## BEGIN Data lines
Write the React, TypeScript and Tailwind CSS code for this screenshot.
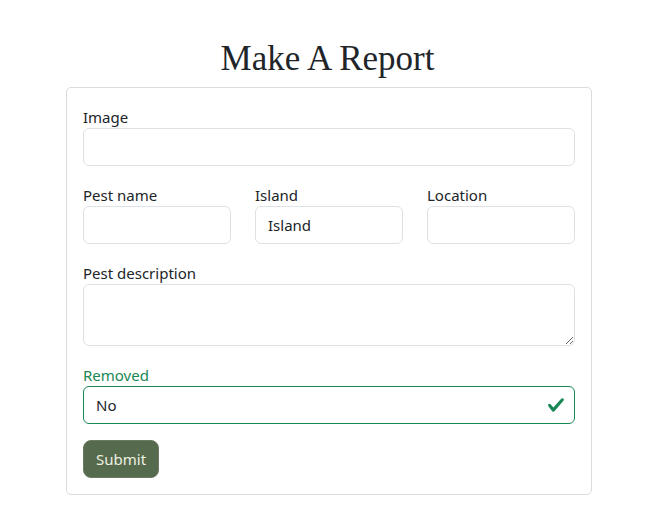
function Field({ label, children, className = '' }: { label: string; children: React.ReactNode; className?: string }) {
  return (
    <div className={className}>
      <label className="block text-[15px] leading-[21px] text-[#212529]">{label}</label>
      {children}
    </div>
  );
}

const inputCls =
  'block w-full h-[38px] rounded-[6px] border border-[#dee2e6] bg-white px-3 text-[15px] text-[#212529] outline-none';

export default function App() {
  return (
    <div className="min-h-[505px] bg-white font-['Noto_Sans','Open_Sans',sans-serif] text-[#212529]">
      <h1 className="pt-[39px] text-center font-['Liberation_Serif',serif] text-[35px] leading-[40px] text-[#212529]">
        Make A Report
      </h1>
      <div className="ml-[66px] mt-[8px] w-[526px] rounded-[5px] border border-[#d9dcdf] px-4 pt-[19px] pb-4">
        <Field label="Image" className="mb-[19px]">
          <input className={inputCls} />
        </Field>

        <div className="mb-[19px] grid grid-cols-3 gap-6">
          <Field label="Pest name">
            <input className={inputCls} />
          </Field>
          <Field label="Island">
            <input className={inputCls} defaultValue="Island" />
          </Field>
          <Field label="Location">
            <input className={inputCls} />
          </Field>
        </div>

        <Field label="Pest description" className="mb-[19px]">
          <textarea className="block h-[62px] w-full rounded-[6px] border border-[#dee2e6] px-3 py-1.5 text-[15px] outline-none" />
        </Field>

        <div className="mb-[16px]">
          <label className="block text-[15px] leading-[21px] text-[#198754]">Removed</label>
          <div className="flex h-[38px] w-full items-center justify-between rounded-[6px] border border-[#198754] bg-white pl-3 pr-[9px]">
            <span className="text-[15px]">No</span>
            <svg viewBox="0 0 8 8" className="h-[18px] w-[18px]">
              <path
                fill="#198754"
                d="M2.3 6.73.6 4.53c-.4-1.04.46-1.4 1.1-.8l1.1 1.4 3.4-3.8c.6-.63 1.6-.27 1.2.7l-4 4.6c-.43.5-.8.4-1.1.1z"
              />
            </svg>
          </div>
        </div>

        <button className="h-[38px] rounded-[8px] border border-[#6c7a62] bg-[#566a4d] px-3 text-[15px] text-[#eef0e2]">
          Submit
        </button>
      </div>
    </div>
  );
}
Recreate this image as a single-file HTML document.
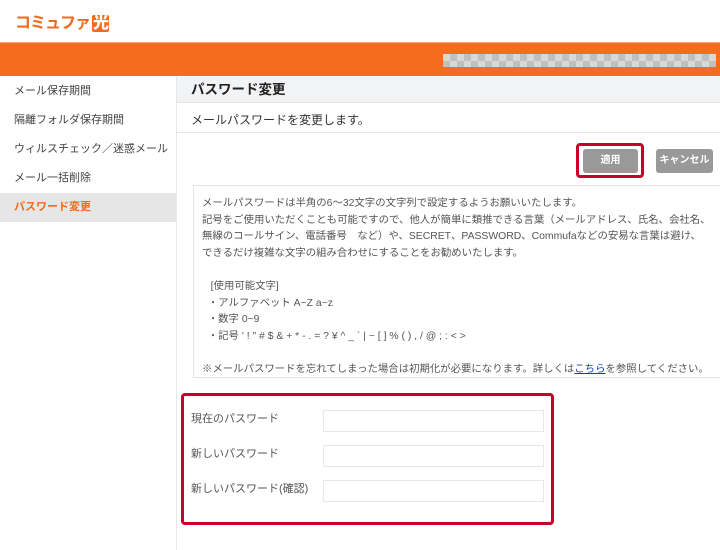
## END Data lines
— Short task —
Return the full material word for word. Do not include the pictures.

— Written solution —
Write the React, TypeScript and Tailwind CSS code for this screenshot.
function Field({ label, children, className = '' }: { label: string; children: React.ReactNode; className?: string }) {
  return (
    <div className={className}>
      <label className="block text-[15px] leading-[21px] text-[#212529]">{label}</label>
      {children}
    </div>
  );
}

const inputCls =
  'block w-full h-[38px] rounded-[6px] border border-[#dee2e6] bg-white px-3 text-[15px] text-[#212529] outline-none';

export default function App() {
  return (
    <div className="min-h-[505px] bg-white font-['Noto_Sans','Open_Sans',sans-serif] text-[#212529]">
      <h1 className="pt-[39px] text-center font-['Liberation_Serif',serif] text-[35px] leading-[40px] text-[#212529]">
        Make A Report
      </h1>
      <div className="ml-[66px] mt-[8px] w-[526px] rounded-[5px] border border-[#d9dcdf] px-4 pt-[19px] pb-4">
        <Field label="Image" className="mb-[19px]">
          <input className={inputCls} />
        </Field>

        <div className="mb-[19px] grid grid-cols-3 gap-6">
          <Field label="Pest name">
            <input className={inputCls} />
          </Field>
          <Field label="Island">
            <input className={inputCls} defaultValue="Island" />
          </Field>
          <Field label="Location">
            <input className={inputCls} />
          </Field>
        </div>

        <Field label="Pest description" className="mb-[19px]">
          <textarea className="block h-[62px] w-full rounded-[6px] border border-[#dee2e6] px-3 py-1.5 text-[15px] outline-none" />
        </Field>

        <div className="mb-[16px]">
          <label className="block text-[15px] leading-[21px] text-[#198754]">Removed</label>
          <div className="flex h-[38px] w-full items-center justify-between rounded-[6px] border border-[#198754] bg-white pl-3 pr-[9px]">
            <span className="text-[15px]">No</span>
            <svg viewBox="0 0 8 8" className="h-[18px] w-[18px]">
              <path
                fill="#198754"
                d="M2.3 6.73.6 4.53c-.4-1.04.46-1.4 1.1-.8l1.1 1.4 3.4-3.8c.6-.63 1.6-.27 1.2.7l-4 4.6c-.43.5-.8.4-1.1.1z"
              />
            </svg>
          </div>
        </div>

        <button className="h-[38px] rounded-[8px] border border-[#6c7a62] bg-[#566a4d] px-3 text-[15px] text-[#eef0e2]">
          Submit
        </button>
      </div>
    </div>
  );
}
Recreate this image as a single-file HTML document.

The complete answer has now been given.